Am Ende des Sees geht es dann einen Bach entlang nach oben zum oberen See. Immer wieder passieren wir rauschende Wasserfälle, einer schöner und eindrucksvoller als der andere, bestaunen die Spuren, die der Bergbau einer längst vergangenen Zeit hier oben hinterlassen hat, und springen wie die jungen Gämsen von Stein zu Stein. Als der obere Bockhartsee, übrigens viel kleiner, jedoch nicht weniger schön als der untere, in Sicht kommt, heißt es plötzlich „Schuhe aus. Von jetzt an gehen wir barfuß!“. Wie bitte? Durch die Erlebnisse der letzten Stunden habe ich schon eines gelernt – dem Hans braucht man nicht widersprechen, dem kann man einfach blind vertrauen hier in ‚seinen’ Bergen. Also dann. Raus aus den Schuhen, den Socken und schon geht’s barfuß durch die Wiese. Was ist das für ein unglaubliches Gefühl, bitte sehr? Ich spüre jeden Grashalm, die weichen Moose fühlen sich herrlich an und auf den runden Steinen hat sich die Wärme der Sonne gespeichert. Warum habe ich so etwas eigentlich noch nie gemacht? Kurz vor dem See wird es dann auch noch moorig und wir waten durch das knietiefe Wasser unserem Ziel entgegen. Schlicht und ergreifend wunderschön. Am See setzen wir uns gemütlich auf einen Stein, trinken dann doch ein paar Schluck aus unseren Flaschen und genießen die Einsamkeit und Idylle hier. Weit über uns, ca. eine Stunde Marsch entfernt, sehen wir das Niedersachsenhaus zwischen zwei Gipfeln liegen. Von dort oben kann man dann ins Raurisertal hinüber. Eine Tour, die ich unbedingt auch bald einmal machen möchte.

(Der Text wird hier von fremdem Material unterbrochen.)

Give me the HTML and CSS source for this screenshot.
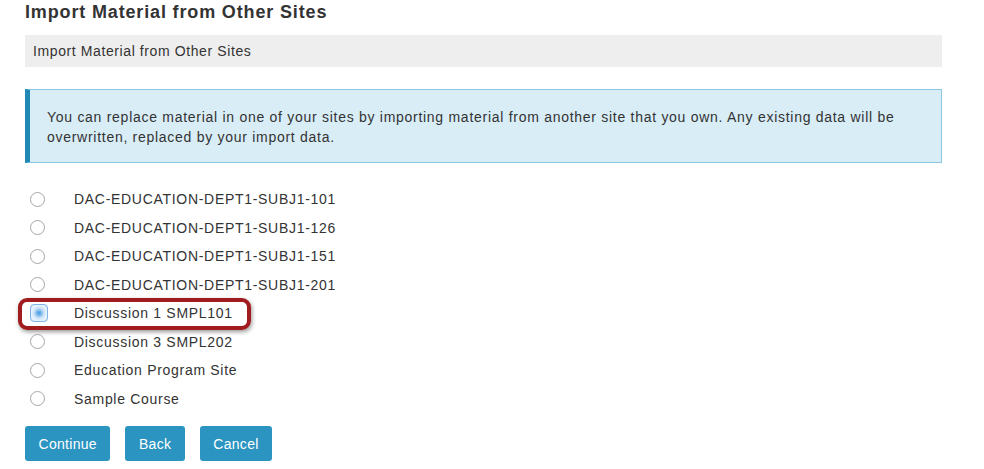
FILE: index.html
```html
<!DOCTYPE html>
<html>
<head>
<meta charset="utf-8">
<link rel="stylesheet" href="styles.css">
</head>
<body>
<div class="page">
  <h1 class="title">Import Material from Other Sites</h1>
  <div class="crumb">Import Material from Other Sites</div>
  <div class="info">You can replace material in one of your sites by importing material from another site that you own. Any existing data will be overwritten, replaced by your import data.</div>
  <ul class="sites">
    <li class="site"><span class="radio"></span><span class="label">DAC-EDUCATION-DEPT1-SUBJ1-101</span></li>
    <li class="site"><span class="radio"></span><span class="label">DAC-EDUCATION-DEPT1-SUBJ1-126</span></li>
    <li class="site"><span class="radio"></span><span class="label">DAC-EDUCATION-DEPT1-SUBJ1-151</span></li>
    <li class="site"><span class="radio"></span><span class="label">DAC-EDUCATION-DEPT1-SUBJ1-201</span></li>
    <li class="site selected"><span class="radio checked"></span><span class="label">Discussion 1 SMPL101</span><span class="highlight"></span></li>
    <li class="site"><span class="radio"></span><span class="label">Discussion 3 SMPL202</span></li>
    <li class="site"><span class="radio"></span><span class="label">Education Program Site</span></li>
    <li class="site"><span class="radio"></span><span class="label">Sample Course</span></li>
  </ul>
  <div class="actions">
    <button class="btn">Continue</button>
    <button class="btn">Back</button>
    <button class="btn">Cancel</button>
  </div>
</div>
</body>
</html>
```

FILE: styles.css
```css
* { box-sizing: border-box; }
html, body { margin: 0; padding: 0; background: #fff; }
body {
  font-family: "Liberation Sans", Arial, sans-serif;
  color: #333;
  font-size: 14px;
  letter-spacing: 0.7px;
}
.page {
  width: 942px;
  padding-left: 25px;
}
.title {
  margin: 0;
  font-size: 18px;
  line-height: 24px;
  font-weight: bold;
  letter-spacing: 0.85px;
  color: #333;
}
.crumb {
  margin-top: 11px;
  height: 32px;
  line-height: 32px;
  background: #eeeeee;
  padding-left: 8px;
  letter-spacing: 0.6px;
  color: #333;
}
.info {
  margin-top: 22px;
  background: #d9edf7;
  border: 1px solid #8cc6e3;
  border-left: 5px solid #2088b5;
  padding: 17px 20px 15px 17px;
  line-height: 20px;
  letter-spacing: 0.72px;
  color: #333;
}
.sites {
  list-style: none;
  margin: 22px 0 0 0;
  padding: 0;
}
.site {
  position: relative;
  height: 28.5px;
  display: flex;
  align-items: center;
}
.radio {
  width: 15px;
  height: 15px;
  margin-left: 5px;
  border: 1px solid #a6a6a6;
  border-radius: 50%;
  background: #fff;
  flex: none;
}
.radio.checked {
  width: 18px;
  height: 18px;
  margin-left: 5px;
  margin-right: -3px;
  border: 1px solid #7eb4ea;
  border-radius: 4px;
  background: radial-gradient(circle at 50% 50%, #4a9de0 0, #6fb3ea 2px, #c9e2f7 5px, #eaf4fd 8px, #d6e9fa 10px);
}
.label {
  margin-left: 29px;
  color: #333;
}
.highlight {
  position: absolute;
  left: -7px;
  top: -1px;
  width: 233px;
  height: 32px;
  border: 4.5px solid #a01c1f;
  border-radius: 9px;
  box-shadow: 1px 2px 4px rgba(0,0,0,0.4);
}
.actions {
  display: flex;
  gap: 15px;
  margin-top: 13px;
}
.btn {
  font-family: "Liberation Sans", Arial, sans-serif;
  font-size: 14px;
  letter-spacing: 0.3px;
  color: #fff;
  background: #2b94c1;
  border: none;
  border-radius: 3px;
  height: 35px;
  padding: 0 13.5px;
}
```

Wieder zurück in Sportgastein kann ich dem Hans gar nicht genug für dieses Abenteuer danken. Genüsslich lassen wir uns ein wohlverdientes Rindsragout im Valeriehaus (benannt nach der jüngsten Tochter des Kaiserpaares Franz Josef und Elisabeth beim Bau 1889) schmecken und stoßen auf einen tollen Tag und viele wertvolle Erlebnisse an. Erlebnisse, die ich jedem nur empfehlen kann. Mit den Rangern im Nationalpark Hohe Tauern kann man die Berge auf eine Art und Weise erleben und entdecken, die einem sonst sicherlich verborgen bliebe.